O STJ possui entendimento de que, para que seja possível aplicar a causa de diminuição de pena prevista no art. 16 do Código Penal, faz-se necessário que o crime praticado seja PATRIMONIAL ou possua efeitos patrimoniais (HC 47.922-PR, Quinta Turma, DJ 10/12/2007; e REsp 1.242.294-PR, Sexta Turma, DJe 3/2/2015). 

Na hipótese em análise, a tutela penal abrange o bem jurídico, o direito fundamental mais importante do ordenamento jurídico, a VIDA, que, uma vez ceifada, jamais poderá ser restituída, reparada. Não se pode, assim, falar que o delito do art. 302 do CTB é um crime patrimonial ou de efeito patrimonial. 

Além disso, não se pode reconhecer o arrependimento posterior pela impossibilidade de REPARAÇÃO DO DANO cometido contra o bem jurídico vida e, por conseguinte, pela impossibilidade de aproveitamento pela vítima da composição financeira entre a agente e a sua família. Sendo assim, inviável o reconhecimento do arrependimento posterior na hipótese de homicídio culposo na direção de veículo automotor.  

REsp 1.561.276-BA, Rel. Min. Sebastião Reis Júnior, julgado em 28/6/2016, DJe 15/9/2016.

Hipótese de inaplicabilidade da Súmula 337 do STJ (procedência integral)

Após a sentença penal que CONDENOU o agente pela prática de dois crimes em concurso formal, o reconhecimento da prescrição da pretensão punitiva em relação a apenas um dos crimes em razão da pena concreta (art. 109 do CP) NÃO autoriza a suspensão condicional do processo em relação ao crime remanescente.

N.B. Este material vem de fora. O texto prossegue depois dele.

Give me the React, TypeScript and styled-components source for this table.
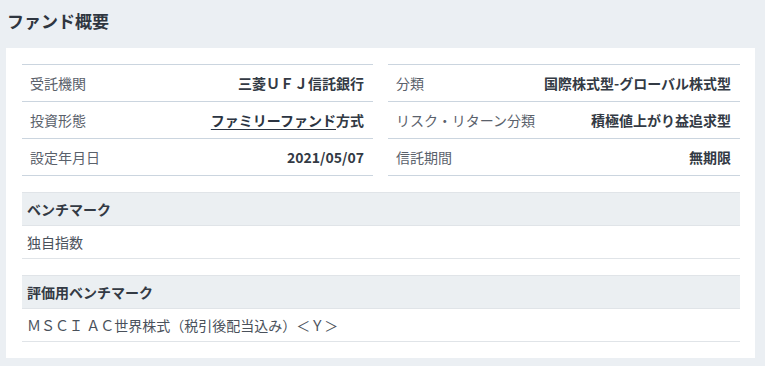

O comando da Súmula n. 337 do STJ tem a seguinte redação: "É cabível a suspensão condicional do processo na desclassificação do crime e na procedência parcial da pretensão punitiva."

Na hipótese em que a declaração de extinção de punibilidade se dá pela pena concreta, verifica-se a existência de uma prévia condenação. Realmente, somente a partir do quantum concreto, observa-se qual seria o prazo prescricional, dentre aqueles inscritos no art. 109 do CP. 

Ora, se a denúncia teve de ser julgada procedente primeiro, para, somente após, ser reconhecida a prescrição, em razão da pena concreta, não houve procedência parcial da pretensão punitiva - a qual, de fato, foi INTEGRAL- não sendo caso de incidência da Súmula n. 337 do STJ. Precedente citado do STF: RHC 116.399-BA, Primeira Turma, DJe 15/8/2013. 

REsp 1.500.029-SP, Rel. Min. Sebastião Reis Júnior, julgado em 27/9/2016, DJe 13/10/2016.